You are right...both your post and your tagline...
For those wishing to 'check up' on Hollywood and other celebs, I find this page to be absolutely priceless...
It lists ALL the political donations these people have made since the late 1970s.
It's definitely depressing, but when you're feeling like no celebs are on our side, look at the sports listings (middle right-hand side of the page). Those guys are patriots!
Of course they did, Michelle. They had to save communist Russia.
I didn't see Collateral Damage (which was the movie that was postponed after 9-11), are you sure you aren't thinking of the movie based on the Tom Clancey novel?
Ah but look around the world and you won't necessarily find "better" culture. At least in America, nudity is still kept off the broadcast networks as is profanity, and there is no government news network. There are no commercial broadcasts of racial superiority/inferiority programming (only on public access will you find that bunk).
Scatological porn, bestiality porn, and child porn are all kept out of the marketplace (although some places in "enlightened" Europe tolerate them).
Our "news" broadcasts may highlight death and disaster but they are largely blood free (no grue is seen in the multiple car accidents televised every night).
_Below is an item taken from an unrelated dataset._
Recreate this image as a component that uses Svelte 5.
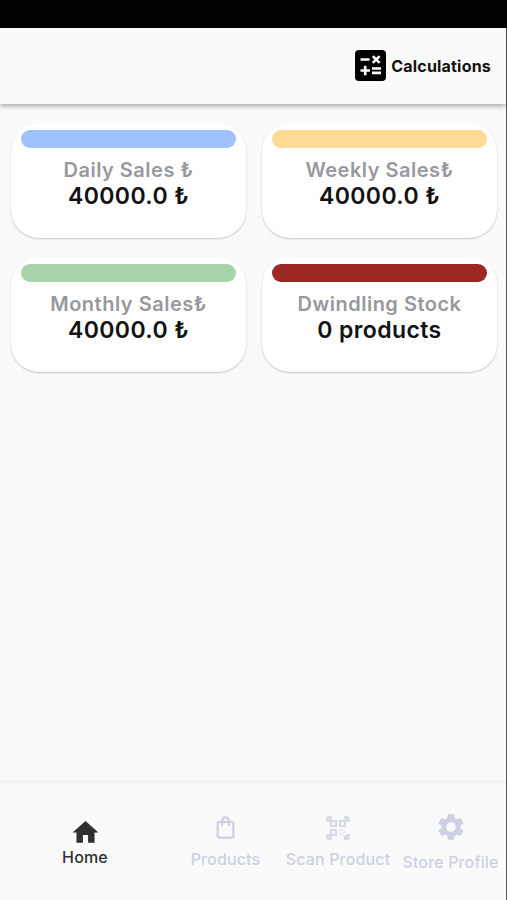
<script lang="ts">
	const cards = [
		{ title: 'Daily Sales ₺', value: '40000.0 ₺', tone: 'blue' },
		{ title: 'Weekly Sales₺', value: '40000.0 ₺', tone: 'yellow' },
		{ title: 'Monthly Sales₺', value: '40000.0 ₺', tone: 'green' },
		{ title: 'Dwindling Stock', value: '0 products', tone: 'red' }
	];

	const tabs = [
		{ id: 'home', label: 'Home' },
		{ id: 'products', label: 'Products' },
		{ id: 'scan', label: 'Scan Product' },
		{ id: 'store', label: 'Store Profile' }
	];

	let active = $state('home');
</script>

<div class="phone">
	<div class="status-bar"></div>

	<div class="screen">
		<header>
			<button class="calc">
				<svg width="31" height="31" viewBox="0 0 31 31">
					<rect width="31" height="31" rx="4" fill="#000" />
					<g stroke="#fff" stroke-width="2.6" fill="none">
						<path d="M5.5 9.5h9M17.8 6.1l6.8 6.8M24.6 6.1l-6.8 6.8M5.5 20.5h9.4M10.2 15.8v9.4M17 18.5h9M17 22.9h9" />
					</g>
				</svg>
				<span>Calculations</span>
			</button>
		</header>

		<main>
			{#each cards as card}
				<section class="card">
					<div class="strip {card.tone}"></div>
					<h2>{card.title}</h2>
					<p>{card.value}</p>
				</section>
			{/each}
		</main>

		<nav>
			{#each tabs as tab}
				<button class="tab {tab.id}" class:active={active === tab.id} onclick={() => (active = tab.id)}>
					{#if tab.id === 'home'}
						<svg width="31" height="31" viewBox="0 0 24 24">
							<path fill="currentColor" d="M10 20v-6h4v6h5v-8h3L12 3 2 12h3v8z" />
						</svg>
					{:else if tab.id === 'products'}
						<svg width="27" height="27" viewBox="0 0 24 24">
							<path
								fill="currentColor"
								d="M18 6h-2c0-2.21-1.79-4-4-4S8 3.79 8 6H6c-1.1 0-2 .9-2 2v12c0 1.1.9 2 2 2h12c1.1 0 2-.9 2-2V8c0-1.1-.9-2-2-2zm-6-2c1.1 0 2 .9 2 2h-4c0-1.1.9-2 2-2zm6 16H6V8h2v2c0 .55.45 1 1 1s1-.45 1-1V8h4v2c0 .55.45 1 1 1s1-.45 1-1V8h2v12z"
							/>
						</svg>
					{:else if tab.id === 'scan'}
						<svg width="26" height="26" viewBox="0 0 26 26" fill="none" stroke="currentColor">
							<path
								fill="currentColor"
								stroke="none"
								opacity=".75"
								d="M1 3l2-2h4v3L4 7H1zM25 3l-2-2h-4v3l3 3h3zM1 23l2 2h4v-3l-3-3H1zM25 23l-2 2h-4v-3l3-3h3z"
							/>
							<path stroke-width="2" opacity=".85" d="M6 6h5v5H6zM15 6h5v5h-5zM6 15h5v5H6z" />
							<path stroke-width="2" opacity=".45" d="M14 15h3.5M17.5 17H21M14 19h3.500M17.500 21h3" />
						</svg>
					{:else}
						<svg width="32" height="32" viewBox="0 0 24 24">
							<path
								fill="currentColor"
								d="M19.14 12.94c.04-.3.06-.61.06-.94 0-.32-.02-.64-.07-.94l2.03-1.58c.18-.14.23-.41.12-.61l-1.92-3.32c-.12-.22-.37-.29-.59-.22l-2.39.96c-.5-.38-1.03-.7-1.62-.94l-.36-2.54c-.04-.24-.24-.41-.48-.41h-3.84c-.24 0-.43.17-.47.41l-.36 2.54c-.59.24-1.13.57-1.62.94l-2.39-.96c-.22-.08-.47 0-.59.22L2.74 8.87c-.12.21-.08.47.12.61l2.03 1.58c-.05.3-.09.63-.09.94s.02.64.07.94l-2.03 1.58c-.18.14-.23.41-.12.61l1.92 3.32c.12.22.37.29.59.22l2.39-.96c.5.38 1.03.7 1.62.94l.36 2.54c.05.24.24.41.48.41h3.84c.24 0 .44-.17.47-.41l.36-2.54c.59-.24 1.13-.56 1.62-.94l2.39.96c.22.08.47 0 .59-.22l1.92-3.32c.12-.22.07-.47-.12-.61l-2.01-1.58zM12 15.6c-1.98 0-3.6-1.62-3.6-3.6s1.62-3.6 3.6-3.6 3.6 1.62 3.6 3.6-1.62 3.6-3.6 3.6z"
							/>
						</svg>
					{/if}
					<span>{tab.label}</span>
				</button>
			{/each}
		</nav>
	</div>
</div>

<style>
	:global(body) {
		margin: 0;
	}

	.phone {
		display: flex;
		flex-direction: column;
		height: 900px;
		overflow: hidden;
		font-family: Inter, 'Liberation Sans', sans-serif;
		background-color: #fafafa;
	}

	button {
		padding: 0;
		border: none;
		background: none;
		font-family: inherit;
		cursor: pointer;
	}

	svg {
		display: block;
		flex: none;
	}

	.status-bar {
		height: 28px;
		background-color: #000;
	}

	.screen {
		flex: 1;
		display: flex;
		flex-direction: column;
		border-right: 1px solid #555;
	}

	header {
		display: flex;
		align-items: center;
		justify-content: flex-end;
		height: 76px;
		padding: 0 15px 1px 0;
		box-sizing: border-box;
		background-color: #fafafa;
		box-shadow: 0 2px 5px rgba(0, 0, 0, 0.35);
	}

	.calc {
		display: flex;
		align-items: center;
		gap: 5px;
		color: #111;
		font-size: 16px;
		font-weight: 700;
		letter-spacing: 0.2px;
	}

	main {
		flex: 1;
		display: grid;
		grid-template-columns: 235px 235px;
		grid-auto-rows: 115px;
		align-content: start;
		gap: 19px 16px;
		padding: 19px 0 0 11px;
	}

	.card {
		box-sizing: border-box;
		padding: 7px 10px 0;
		border-radius: 28px;
		background-color: #fff;
		box-shadow: 0 1px 2px rgba(0, 0, 0, 0.22);
		text-align: center;
		white-space: nowrap;
	}

	.strip {
		height: 18px;
		border-radius: 9px;
	}

	.blue {
		background-color: #9fc2ff;
	}

	.yellow {
		background-color: #ffda95;
	}

	.green {
		background-color: #a7d4aa;
	}

	.red {
		background-color: #9c2823;
	}

	h2 {
		margin: 10px 0 0;
		color: #98989d;
		font-size: 20px;
		line-height: 25px;
		font-weight: 600;
		letter-spacing: 0.5px;
	}

	p {
		margin: 0;
		color: #121214;
		font-size: 23px;
		line-height: 27px;
		font-weight: 600;
		letter-spacing: 0.4px;
	}

	nav {
		display: grid;
		grid-template-columns: 170px 111px 114px 111px;
		height: 120px;
		box-sizing: border-box;
		border-top: 4px solid #f6f6f7;
	}

	.tab {
		display: flex;
		flex-direction: column;
		align-items: center;
		justify-content: flex-start;
		color: #cdd0e2;
		font-size: 16px;
		line-height: 20px;
		font-weight: 500;
		letter-spacing: 0.15px;
		white-space: nowrap;
	}

	.tab.active {
		color: #303030;
	}

	.home {
		padding-top: 33px;
	}

	.home span {
		margin-top: -1px;
	}

	.products {
		padding-top: 30px;
	}

	.products span,
	.scan span {
		margin-top: 8px;
	}

	.scan {
		padding-top: 31px;
	}

	.store {
		padding-top: 27px;
	}

	.store span {
		margin-top: 9px;
	}
</style>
In Mexico there are entire magazines devoted to death photos.
The "mondo film" craze came up to speed in the 1960s (starting with the Italian film Mondo Cane). While mondo films still got distribution on video in American through the 1990s, they got theatrically released in other countries (where they were produced). Faces of Death type mondo films often took news footage of murders, suicides, accidents, executions, etc. for their compilations.
America does have a lot of trashy culture that is pumped out to the rest of the world. Then again the rest of the world is consuming much of it and offering their own trash (often more explicit/distasteful).
There are many times where more "enlightened" countries call America "prudish" or "puritanical".
Islamist culture is oppressive and ugly in its own regards.